As if to emphasize that perhaps the whole drama was in Tristan's imagination, preferring darkness and death to daylight and life, the stage was kept dark most of the time, with occasional and effective lighting such as the northern light as the lovers met in Act II on the ship's deck. The notion of love/death was on the mind of both Tristan and Isolde even during their love duet, sung with the lovers not in an embrace but standing separately. In departure from the plot, both lovers committed suicide, with Tristan stabbing himself at the end of Act II and Isolde slitting her wrists as she prepared to sing the “Liebestod”. And yet the lovers were finally united in death, sitting on a bench, their bodies touching. The final image was again that of the waves as the ocean journey of life was completed. 

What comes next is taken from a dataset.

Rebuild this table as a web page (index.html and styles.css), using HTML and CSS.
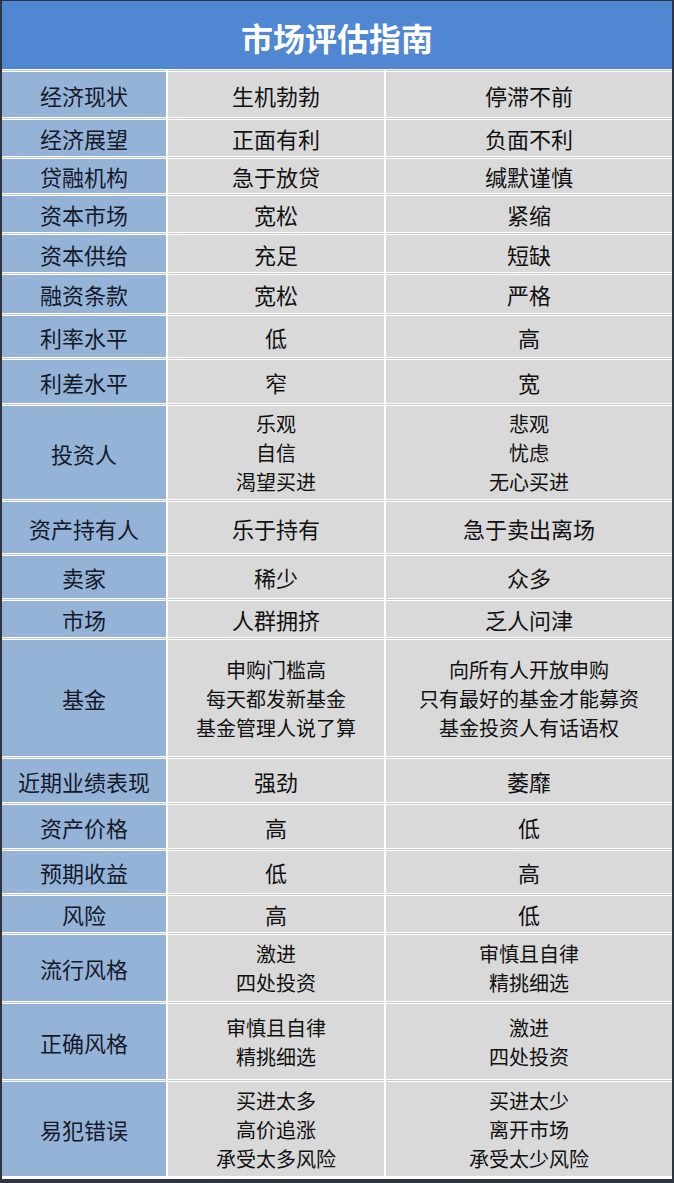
FILE: index.html
```html
<!DOCTYPE html>
<html lang="zh-CN">
<head>
<meta charset="utf-8">
<title>市场评估指南</title>
<link rel="stylesheet" href="styles.css">
</head>
<body>
<div class="sheet">
  <div class="title">市场评估指南</div>

  <div class="cell key">经济现状</div><div class="cell val">生机勃勃</div><div class="cell val">停滞不前</div>
  <div class="cell key">经济展望</div><div class="cell val">正面有利</div><div class="cell val">负面不利</div>
  <div class="cell key">贷融机构</div><div class="cell val">急于放贷</div><div class="cell val">缄默谨慎</div>
  <div class="cell key">资本市场</div><div class="cell val">宽松</div><div class="cell val">紧缩</div>
  <div class="cell key">资本供给</div><div class="cell val">充足</div><div class="cell val">短缺</div>
  <div class="cell key">融资条款</div><div class="cell val">宽松</div><div class="cell val">严格</div>
  <div class="cell key">利率水平</div><div class="cell val">低</div><div class="cell val">高</div>
  <div class="cell key">利差水平</div><div class="cell val">窄</div><div class="cell val">宽</div>
  <div class="cell key">投资人</div>
  <div class="cell val multi"><span>乐观</span><span>自信</span><span>渴望买进</span></div>
  <div class="cell val multi"><span>悲观</span><span>忧虑</span><span>无心买进</span></div>
  <div class="cell key">资产持有人</div><div class="cell val">乐于持有</div><div class="cell val">急于卖出离场</div>
  <div class="cell key">卖家</div><div class="cell val">稀少</div><div class="cell val">众多</div>
  <div class="cell key">市场</div><div class="cell val">人群拥挤</div><div class="cell val">乏人问津</div>
  <div class="cell key">基金</div>
  <div class="cell val multi"><span>申购门槛高</span><span>每天都发新基金</span><span>基金管理人说了算</span></div>
  <div class="cell val multi"><span>向所有人开放申购</span><span>只有最好的基金才能募资</span><span>基金投资人有话语权</span></div>
  <div class="cell key">近期业绩表现</div><div class="cell val">强劲</div><div class="cell val">萎靡</div>
  <div class="cell key">资产价格</div><div class="cell val">高</div><div class="cell val">低</div>
  <div class="cell key">预期收益</div><div class="cell val">低</div><div class="cell val">高</div>
  <div class="cell key">风险</div><div class="cell val">高</div><div class="cell val">低</div>
  <div class="cell key">流行风格</div>
  <div class="cell val multi"><span>激进</span><span>四处投资</span></div>
  <div class="cell val multi"><span>审慎且自律</span><span>精挑细选</span></div>
  <div class="cell key">正确风格</div>
  <div class="cell val multi"><span>审慎且自律</span><span>精挑细选</span></div>
  <div class="cell val multi"><span>激进</span><span>四处投资</span></div>
  <div class="cell key">易犯错误</div>
  <div class="cell val multi"><span>买进太多</span><span>高价追涨</span><span>承受太多风险</span></div>
  <div class="cell val multi"><span>买进太少</span><span>离开市场</span><span>承受太少风险</span></div>
</div>
</body>
</html>
```

FILE: styles.css
```css
html, body {
  margin: 0;
  padding: 0;
  background: #ffffff;
}

body {
  font-family: "Noto Sans CJK SC", "Noto Sans", sans-serif;
}

.sheet {
  box-sizing: border-box;
  width: 674px;
  height: 1183px;
  border-style: solid;
  border-color: #2e3440;
  border-width: 1px 2px 4px 2px;
  padding-bottom: 3px;
  background: #ffffff;
  display: grid;
  grid-template-columns: 164px 216px 286px;
  grid-template-rows: 68px 45px 36px 34px 36px 37px 38px 41px 43px 93px 51px 42px 36px 116px 43px 43px 42px 36px 66px 75px 94px;
  column-gap: 2px;
  row-gap: 3px;
}

.title {
  grid-column: 1 / 4;
  background: #4f87d2;
  color: #ffffff;
  font-weight: 700;
  font-size: 32px;
  display: flex;
  align-items: center;
  justify-content: center;
  padding-top: 3px;
  box-sizing: border-box;
}

.cell {
  display: flex;
  flex-direction: column;
  align-items: center;
  justify-content: center;
  text-align: center;
  font-size: 22px;
  line-height: 28px;
  color: #111111;
  box-shadow: 0 -1px 0 0 #ffffff, 0 -2px 0 0 #c9c9c9;
}

.key {
  background: #95b3d7;
  color: #141a2a;
}

.val {
  background: #d9d9d9;
}

.multi {
  font-size: 20px;
  line-height: 29px;
}

.multi span {
  display: block;
}
```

Stuart Skelton was an accomplished Tristan equipped with both vocal and physical stamina.  His lyrical voice had baritone-like heft coupled with hints of sweetness. He effectively conveyed the sense of Tristan’s inner conflict in the crucial Act II ending. Eva-Maria Westbroek was an excellent Isolde, with her warm, ringing middle register making her a glamorous and desirable woman. Sir Simon’s orchestra never overpowered her as she excelled in Isolde’s curse; her farewell to the world began like a whisper before reaching a powerful climax. With two strong principals, the Act II love duet was a real pleasure as their voices intertwined and rose thrillingly to their heights.

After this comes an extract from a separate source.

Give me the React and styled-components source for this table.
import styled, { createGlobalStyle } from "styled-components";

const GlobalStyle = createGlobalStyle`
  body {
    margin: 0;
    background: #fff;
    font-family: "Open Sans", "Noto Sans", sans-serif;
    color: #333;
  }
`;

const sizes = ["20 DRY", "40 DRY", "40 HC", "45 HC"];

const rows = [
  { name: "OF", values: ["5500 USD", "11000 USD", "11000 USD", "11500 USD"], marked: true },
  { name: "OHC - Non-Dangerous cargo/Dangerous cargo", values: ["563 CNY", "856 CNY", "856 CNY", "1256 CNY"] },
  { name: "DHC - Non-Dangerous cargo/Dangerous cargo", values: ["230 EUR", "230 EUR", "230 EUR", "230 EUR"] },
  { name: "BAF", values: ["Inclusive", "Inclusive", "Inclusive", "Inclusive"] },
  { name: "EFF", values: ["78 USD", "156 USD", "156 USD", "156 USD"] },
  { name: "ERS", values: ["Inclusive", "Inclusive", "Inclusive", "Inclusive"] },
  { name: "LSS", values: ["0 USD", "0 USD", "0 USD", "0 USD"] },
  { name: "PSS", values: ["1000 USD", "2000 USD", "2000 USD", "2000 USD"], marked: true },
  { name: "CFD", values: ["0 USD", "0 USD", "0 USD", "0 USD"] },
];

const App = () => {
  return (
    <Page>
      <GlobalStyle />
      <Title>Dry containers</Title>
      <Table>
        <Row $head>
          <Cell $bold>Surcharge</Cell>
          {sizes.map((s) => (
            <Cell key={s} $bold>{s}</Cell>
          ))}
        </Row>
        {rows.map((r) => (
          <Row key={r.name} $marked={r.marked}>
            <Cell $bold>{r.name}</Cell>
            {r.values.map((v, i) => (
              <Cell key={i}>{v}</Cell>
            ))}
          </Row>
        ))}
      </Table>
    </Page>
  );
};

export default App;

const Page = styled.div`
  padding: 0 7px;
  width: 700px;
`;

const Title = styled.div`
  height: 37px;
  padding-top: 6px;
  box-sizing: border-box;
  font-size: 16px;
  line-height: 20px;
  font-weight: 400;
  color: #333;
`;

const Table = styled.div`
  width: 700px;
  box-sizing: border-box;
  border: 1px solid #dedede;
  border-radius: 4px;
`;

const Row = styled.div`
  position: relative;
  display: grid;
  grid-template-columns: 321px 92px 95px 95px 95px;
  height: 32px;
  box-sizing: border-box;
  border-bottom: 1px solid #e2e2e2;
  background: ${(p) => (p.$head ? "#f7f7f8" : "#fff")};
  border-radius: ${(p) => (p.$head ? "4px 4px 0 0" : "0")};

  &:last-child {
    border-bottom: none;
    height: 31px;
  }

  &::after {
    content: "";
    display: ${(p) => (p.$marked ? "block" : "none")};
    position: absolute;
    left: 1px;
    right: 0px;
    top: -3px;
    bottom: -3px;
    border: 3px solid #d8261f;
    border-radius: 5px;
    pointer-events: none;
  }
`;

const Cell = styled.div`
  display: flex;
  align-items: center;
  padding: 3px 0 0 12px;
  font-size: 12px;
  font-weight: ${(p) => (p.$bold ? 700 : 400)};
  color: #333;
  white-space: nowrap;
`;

Sarah Connolly brought her diverse singing experience to the role of Isolde’s confidante Brangane. She sang clearly and cleanly, and her Act II warnings to the lovers, especially the second time when the video showed the lovers’ world expanding from the forest, to the earth, to the stars and universe, rode beautifully above the orchestra. It was a pleasure to hear Tristan’s aide and friend Kurwenal sung by such a strong baritone as Michael Nagy, who combined his attractive and penetrating voice with good acting skills to create a sympathetic character; his farewell to Tristan was heartbreaking. Stephen Milling was a stern, but ultimately mournful, King Marke with a deep, sonorous bass. Smaller roles were well cast, and contributed to this deeply rewarding experience.